Jahrzehnte nach dem Krieg war es eine verbreitete Ansicht unter deutsch-jüdischen Emigranten, dass die in Deutschland Zurückgebliebenen von der Tragödie erfasst worden waren, weil sie die Gefahr nicht ernst genug genommen hatten; weil sie es nicht für möglich gehalten hatten, dass ihnen etwas passieren könne; weil sie zu stark an ihr Vaterland gebunden waren, an ihr Geld und Mobiliar; weil sie zu geblendet und getäuscht waren, um die Zeichen der Zeit zu erkennen. Der Historikerin Deborah Lipstadt zufolge sei in den USA unter Juden, die nach dem Holocaust geboren sind, häufig eine Variation des folgenden Satzes zu hören: "Wie konnten sie nicht begreifen, was die Nazis mit ihnen vorhatten?" Aus der sicheren Position der Nachgeborenen "verweisen Post-Holocaust-Juden auf das, was sie für die Gleichgültigkeit und den Selbstbetrug der Juden in Nazi-Deutschland halten, um zu erklären, warum sie – eines Besseren belehrt – die Stimme beim geringsten Anzeichen von Antisemitismus erheben, sei er real oder eingebildet".
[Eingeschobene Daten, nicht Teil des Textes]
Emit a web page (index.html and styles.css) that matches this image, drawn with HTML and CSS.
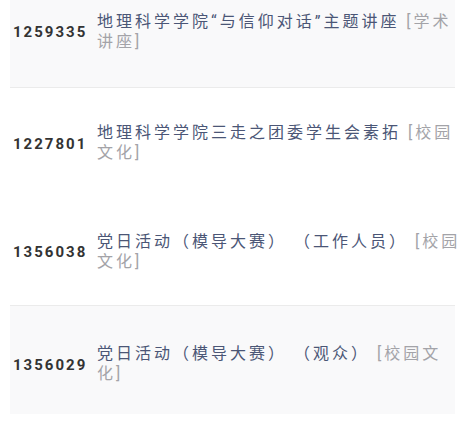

Schon die kurze Darstellung jüdischer Reaktionen zu Beginn dieses Artikels legt nahe, dass das verbreitete Urteil über die deutschen Juden in Nazi-Deutschland viel zu vereinfacht ist. In ihm werden die Konsternation und die Schwankungen der jüdischen Wahrnehmungen und Erfahrungen nicht erfasst. Es missversteht zudem die patriotischen Äußerungen jüdischer Organisationen, hinter denen weitaus komplexere und realistischere Kalkulationen standen, als es zunächst erscheint. Es missversteht auch den Umstand, dass die Emigration das Niveau von 1933 erst wieder 1938 erreichte und überholte – was in Wirklichkeit ein Zeichen dafür ist, dass die massive Auswanderung des Jahres 1933 vielen, die aufgebrochen waren, keine Erleichterung brachte. Außerdem ist es letztlich ein Pauschalurteil über zahlreiche Einzelpersonen, deren Wahrnehmungen und Kalkulationen sich fortwährend veränderten. Niemand hätte 1933 Auschwitz vorhersagen können, nicht einmal 1939.
Sicher, jüdische Organisationen und Individuen versuchten sich an die neuen Umstände anzupassen und einen Weg zu finden, ihr Leben weiterzuführen. Um den Bedürfnissen des jüdischen Gemeinwohls gerecht zu werden, schufen jüdische Körperschaften im April 1933 den Zentralausschuss für Hilfe und Aufbau (ZAHA). Im September einigten sich die wichtigsten jüdischen Organisationen dann darauf, ein neues gemeinsames Führungsinstrument zu schaffen, die Reichsvertretung der deutschen Juden, obwohl CV, RjF und ZVfD weiterhin eine wichtige Rolle spielten. Der CV hoffte seinerseits noch eine Zeitlang, dass in Deutschland irgendeine Form von jüdischem Leben möglich sein würde, und drängte seine Mitglieder dazu, ihre Posten nicht aufzugeben, ehe sie dazu gezwungen wären. Aber schon 1935 verkündete der ZAHA, dass die allermeisten jungen Juden ihr Glück im Ausland suchen müssten; bis 1939 sank die Zahl der Jüdinnen und Juden unter 40 Jahren in Deutschland im Vergleich zu 1933 um 80 Prozent.
Auch hier wird deutlich, wie irreführend eine Rückschau sein kann. Die Entscheidung, aufzubrechen, veränderte nicht nur das Verständnis von einem selbst, sondern auch die eigene Wahrnehmung jener, die zurückgelassen wurden. Selbstverständlich hatten viele deutsche Juden an die Kultur geglaubt, die einen großen Teil ihrer Identität ausmachte, und sich gegen die Erkenntnis gesträubt, dass wirklich alles verloren war. All dies war keine Erfindung der Nachkriegserinnerung. Aber die zeitgenössischen Dokumente und Zeugnisse zeigen uns, wie tief und dauerhaft die jüdische Gemeinschaft wieder und wieder von den fortlaufenden Erschütterungen des Jahres 1933 getroffen wurde.